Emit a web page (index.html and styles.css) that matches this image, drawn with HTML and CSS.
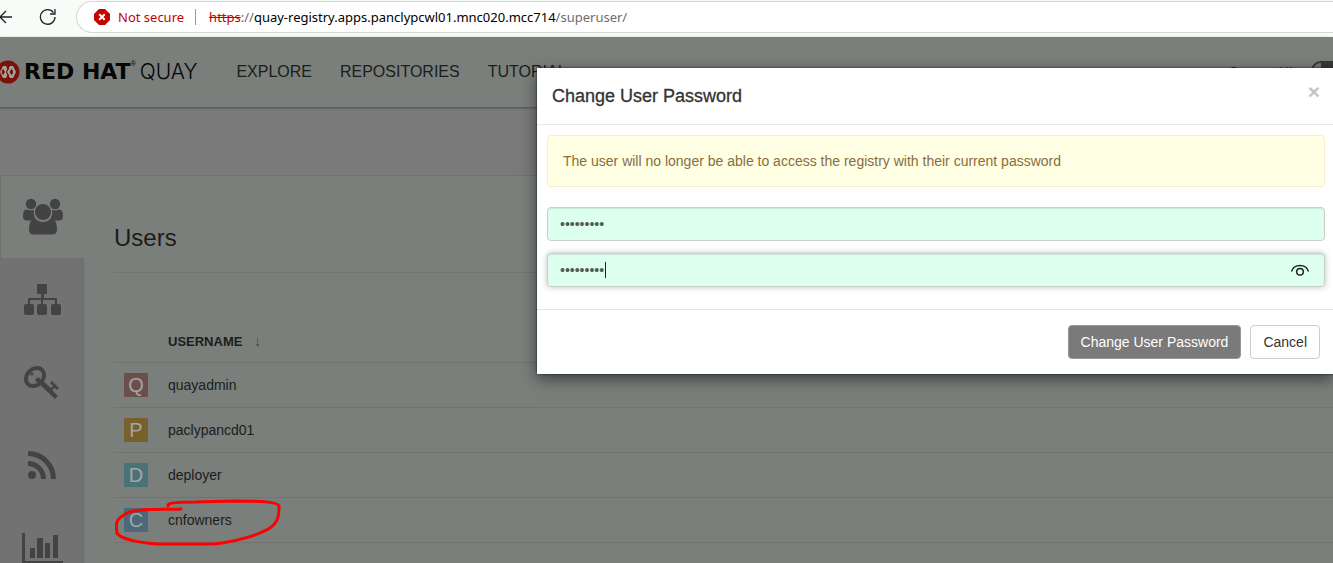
FILE: index.html
```html
<!DOCTYPE html>
<html lang="en">
<head>
<meta charset="utf-8">
<title>Red Hat Quay - Superuser</title>
<link rel="stylesheet" href="styles.css">
</head>
<body>
<div class="browser">
  <button class="tool" aria-label="Back"><svg width="16" height="16" viewBox="0 0 16 16"><path d="M16 8H4M10 2L4 8l6 6" /></svg></button>
  <button class="tool" aria-label="Reload"><svg width="18" height="18" viewBox="0 0 18 18"><path d="M16 9A7.300 7.300 0 1 1 14.500 4.500M16 1v5h-5" /></svg></button>
  <div class="address">
    <svg class="warn" width="16" height="16" viewBox="0 0 16 16"><path fill="#c70000" d="M5 0h6l5 5v6l-5 5H5l-5-5V5z"/><path stroke="#fff" stroke-width="2" d="M5.300 5.300l5.400 5.400M10.700 5.300l-5.400 5.400"/></svg>
    <span class="insecure">Not secure</span>
    <span class="divider"></span>
    <span class="url"><s>https</s>://<b>quay-registry.apps.panclypcwl01.mnc020.mcc714</b>/superuser/</span>
  </div>
</div>
<div class="app">
  <header class="header">
    <a class="brand" href="#">
      <svg width="20" height="24" viewBox="0 0 20 24"><circle cx="8" cy="12" r="11.500" fill="#7d1009"/><path fill="#a3a5a3" d="M3 6h3l3 6-3 6H3l-3-6zM10 6h3l3 6-3 6h-3l-3-6z"/><path fill="#7d1009" d="M3 8.500L5 12l-2 3.500L1.500 12zM11.500 8.500l2 3.500-2 3.500-2-3.500zM8 6.500L9 9l-2 3 2 3-1 2.500-2-5.500z"/></svg>
      <span class="redhat">RED HAT</span><sup class="reg">®</sup><span class="quay">QUAY</span>
    </a>
    <nav class="nav">
      <a href="#">EXPLORE</a>
      <a href="#">REPOSITORIES</a>
      <a href="#">TUTORIAL</a>
    </nav>
    <div class="ui-switch"><span>Current UI</span><span class="toggle"></span></div>
  </header>
  <div class="title-band"></div>
  <div class="panel">
    <nav class="tabs">
      <a class="tab active" href="#" aria-label="Users"><svg width="40" height="38" viewBox="0 0 40 38"><circle cx="8" cy="6" r="5.200"/><circle cx="32" cy="6" r="5.200"/><path d="M4 11.500l3 1 4-.5a11 11 0 0 0 1 8l-3 2.500H4c-4 0-4-3-4-5 0-3 1-6 4-6zM36 11.500l-3 1-4-.5a11 11 0 0 1-1 8l3 2.500h5c4 0 4-3 4-5 0-3-1-6-4-6z"/><circle cx="20" cy="14" r="8"/><path d="M12 20a10 10 0 0 0 16 0c4 0 6 5 6 12 0 3-2 4.500-5 4.500H11c-3 0-5-1.500-5-4.500 0-7 2-12 6-12z"/></svg></a>
      <a class="tab" href="#" aria-label="Organizations"><svg width="38" height="32" viewBox="0 0 38 32"><path d="M14 0h10v10h-3v4h13v6h2q2 0 2 2v7q0 2-2 2h-6q-2 0-2-2v-7q0-2 2-2h2v-4H20v4h2q2 0 2 2v7q0 2-2 2h-6q-2 0-2-2v-7q0-2 2-2h2v-4H7v4h2q2 0 2 2v7q0 2-2 2H3q-2 0-2-2v-7q0-2 2-2h2v-6h13v-4h-4z"/></svg></a>
      <a class="tab" href="#" aria-label="Keys"><svg width="36" height="34" viewBox="0 0 36 34"><ellipse cx="11" cy="11" rx="10" ry="8" transform="rotate(-45 11 11)" fill="none" stroke="#434343" stroke-width="4"/><circle cx="14" cy="14" r="2.500"/><circle cx="8" cy="8" r="1.500"/><path d="M14 17l4-3 9 8 2-2-3-3 2-2 7 7-2 2-2-2-3 2 6 6-3 3z"/></svg></a>
      <a class="tab" href="#" aria-label="Logs"><svg width="28" height="30" viewBox="0 0 28 30"><circle cx="4" cy="24" r="4"/><path fill="none" stroke="#434343" stroke-width="5" d="M0 12.500A15.500 15.500 0 0 1 15.500 28M0 2.500A25.500 25.500 0 0 1 25.500 28"/></svg></a>
      <a class="tab" href="#" aria-label="Usage"><svg width="42" height="32" viewBox="0 0 42 32"><path d="M1 0h3v28h38v3H1zM9 15h5v10H9zM16 5h6v20h-6zM24 10h5v15h-5zM32 2h5v23h-5z"/></svg></a>
    </nav>
    <main class="content">
      <h1>Users</h1>
      <table class="users">
        <thead><tr><th class="avatar-cell"></th><th>USERNAME <span class="sort">↓</span></th></tr></thead>
        <tbody>
          <tr><td><span class="avatar rose">Q</span></td><td>quayadmin</td></tr>
          <tr><td><span class="avatar gold">P</span></td><td>paclypancd01</td></tr>
          <tr><td><span class="avatar teal">D</span></td><td>deployer</td></tr>
          <tr><td><span class="avatar blue">C</span></td><td>cnfowners</td></tr>
        </tbody>
      </table>
    </main>
  </div>
</div>
<svg class="marker" width="170" height="50" viewBox="0 0 170 50"><path d="M53 7C52 4 60 3 80 3L120 2C145 2 163 3 164 7C164 15 165 26 147 33C137 38 110 45 95 45H43C25 44 5 40 2 34C0 22 2 20 12 14C22 9 50 11 66 10"/></svg>
<form class="modal" role="dialog" aria-labelledby="dialog-title">
  <div class="modal-header"><h2 id="dialog-title">Change User Password</h2><button type="button" class="close" aria-label="Close">×</button></div>
  <div class="modal-body">
    <div class="alert">The user will no longer be able to access the registry with their current password</div>
    <input class="field" type="password" value="password1" aria-label="New password">
    <div class="confirm">
      <input class="field focused" type="password" value="password1" aria-label="Verify new password">
      <span class="caret"></span>
      <button type="button" class="reveal" aria-label="Show password"><svg width="20" height="14" viewBox="0 0 20 14"><path d="M1.500 8.500C4 .5 16 .5 18.500 8.500"/><circle cx="10" cy="8.700" r="3.300"/></svg></button>
    </div>
  </div>
  <div class="modal-footer"><button type="submit" class="btn primary">Change User Password</button><button type="button" class="btn">Cancel</button></div>
</form>
</body>
</html>
```
FILE: styles.css
```css
* { box-sizing: border-box; }
body {
  margin: 0;
  height: 100vh;
  overflow: hidden;
  display: flex;
  flex-direction: column;
  position: relative;
  background: #7a7f7b;
  color: #1b1d1b;
  font-family: "Liberation Sans", Arial, sans-serif;
  font-size: 14px;
}
a { color: inherit; text-decoration: none; }
button { font: inherit; cursor: pointer; }

.browser {
  height: 37px;
  flex: none;
  display: flex;
  align-items: center;
  padding-bottom: 3px;
  background: #f7fcf9;
  font-family: "Noto Sans", sans-serif;
  font-size: 13px;
}
.tool { display: flex; border: 0; padding: 0; background: none; }
.tool svg { fill: none; stroke: #222; stroke-width: 1.3; }
.tool:first-child { margin: 0 27px 0 -4px; }
.address {
  flex: 1;
  height: 32px;
  margin-left: 19px;
  padding-left: 17px;
  display: flex;
  align-items: center;
  white-space: nowrap;
  background: #fff;
  border: 1px solid #d3d7d5;
  border-right: 0;
  border-radius: 16px 0 0 16px;
}
.warn { flex: none; }
.insecure { margin-left: 8px; color: #c70000; }
.divider { width: 1px; height: 16px; margin: 0 13px 0 11px; background: #999; }
.url { color: #6d6d6d; }
.url s { color: #c70000; }
.url b { color: #000; font-weight: 400; }

.app { flex: 1; min-height: 0; display: flex; flex-direction: column; }
.header {
  height: 70px;
  flex: none;
  display: flex;
  align-items: center;
  background: #7a7f7b;
  box-shadow: 0 1px 2px #4d504d;
  position: relative;
}
.brand { display: flex; align-items: center; color: #050505; }
.redhat { margin-left: 4px; font: 700 22px/24px "DejaVu Sans", sans-serif; }
.reg { align-self: flex-start; font-size: 7px; }
.quay { margin-left: 4px; font: 300 21px/24px Inter, sans-serif; }
.nav { display: flex; gap: 28px; margin-left: 39px; font-size: 16px; }
.ui-switch { margin-left: auto; display: flex; align-items: center; gap: 18px; }
.toggle { width: 22px; height: 22px; border: 2px solid #363636; border-right-width: 12px; border-radius: 10px 0 0 10px; background: #777; }
.title-band { height: 68px; flex: none; background: #7b7a7b; }
.panel { flex: 1; min-height: 0; display: flex; border-top: 1px solid #6f716f; }
.tabs { width: 84px; flex: none; overflow: hidden; background: #727272; }
.tab {
  height: 83px;
  display: flex;
  align-items: center;
  justify-content: center;
  border-bottom: 1px solid #6d7170;
  border-right: 1px solid #6b706d;
}
.tab.active { background: #7a7f7b; border-left: 1px solid #6f716f; border-right: 0; }
.tab svg { fill: #434343; }

.content { flex: 1; padding: 32px 0 0 30px; }
h1 { height: 65px; margin: 0; padding-top: 16px; font-size: 24px; line-height: 28px; font-weight: 400; border-bottom: 1px solid #707571; }
.users { width: 100%; margin-top: 47px; border-collapse: collapse; }
.users th, .users td { height: 45px; padding: 0; text-align: left; border-bottom: 1px solid #6f7470; }
.users th { height: 42px; font-size: 13px; }
.users .avatar-cell { width: 54px; }
.sort { margin-left: 8px; color: #444; font-size: 14px; font-weight: 400; }
.avatar {
  display: block;
  width: 24px;
  height: 24px;
  margin-left: 10px;
  color: #a2a6a3;
  font-size: 20px;
  line-height: 24px;
  text-align: center;
}
.rose { background: #6c4f4b; }
.gold { background: #78602a; }
.teal { background: #4b7376; }
.blue { background: #4c687a; }

.marker { position: absolute; left: 115px; top: 499px; fill: none; stroke: #f00; stroke-width: 3; stroke-linecap: round; }

.modal { position: absolute; top: 68px; left: 537px; right: 0; background: #fff; color: #333; box-shadow: 0 5px 15px rgba(0, 0, 0, .5), 0 0 2px #222; }
.modal-header { height: 57px; display: flex; justify-content: space-between; padding: 15px 13px 0 15px; border-bottom: 1px solid #e5e8e7; }
.modal-header h2 { margin: 0; font-size: 18px; line-height: 26px; font-weight: 400; -webkit-text-stroke: 0.3px #333; }
.close { height: 18px; padding: 0; border: 0; background: none; color: #c4c4c4; font-size: 21px; font-weight: 700; line-height: 16px; }
.modal-body { padding: 10px 8px 22px 10px; }
.alert { margin-bottom: 20px; padding: 15px; border: 1px solid #faebcc; border-radius: 4px; background: #ffffe4; color: #8a6d3b; line-height: 20px; }
.field {
  display: block;
  width: 100%;
  height: 34px;
  padding: 6px 12px;
  border: 1px solid #c8cfcb;
  border-radius: 4px;
  outline: 0;
  background: #ddffee;
  color: #505c55;
  font: 14px "Liberation Sans", Arial, sans-serif;
  box-shadow: inset 0 1px 1px rgba(0, 0, 0, .08);
}
.confirm { position: relative; margin-top: 12px; }
.focused { box-shadow: inset 0 1px 1px rgba(0, 0, 0, .08), 0 0 6px rgba(0, 0, 0, .25); }
.caret { position: absolute; left: 58px; top: 9px; width: 1px; height: 16px; background: #222; }
.reveal { position: absolute; right: 15px; top: 10px; padding: 0; border: 0; background: none; display: flex; }
.reveal svg { fill: none; stroke: #222; stroke-width: 1.5; }
.modal-footer { display: flex; justify-content: flex-end; gap: 9px; padding: 15px 13px 15px 15px; border-top: 1px solid #e5e5e5; }
.btn { height: 34px; padding: 0 12px; border: 1px solid #c8cfcc; border-radius: 4px; background: #fff; color: #333; }
.btn.primary { background: #7a7a7a; border-color: #919995; color: #fff; }
```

> [THE REQUEST]
Gather every line from the listing above in which the word "styles" appears.

> [EXPECTED ANSWER]
Emit a web page (index.html and styles.css) that matches this image, drawn with HTML and CSS.
<link rel="stylesheet" href="styles.css">
FILE: styles.css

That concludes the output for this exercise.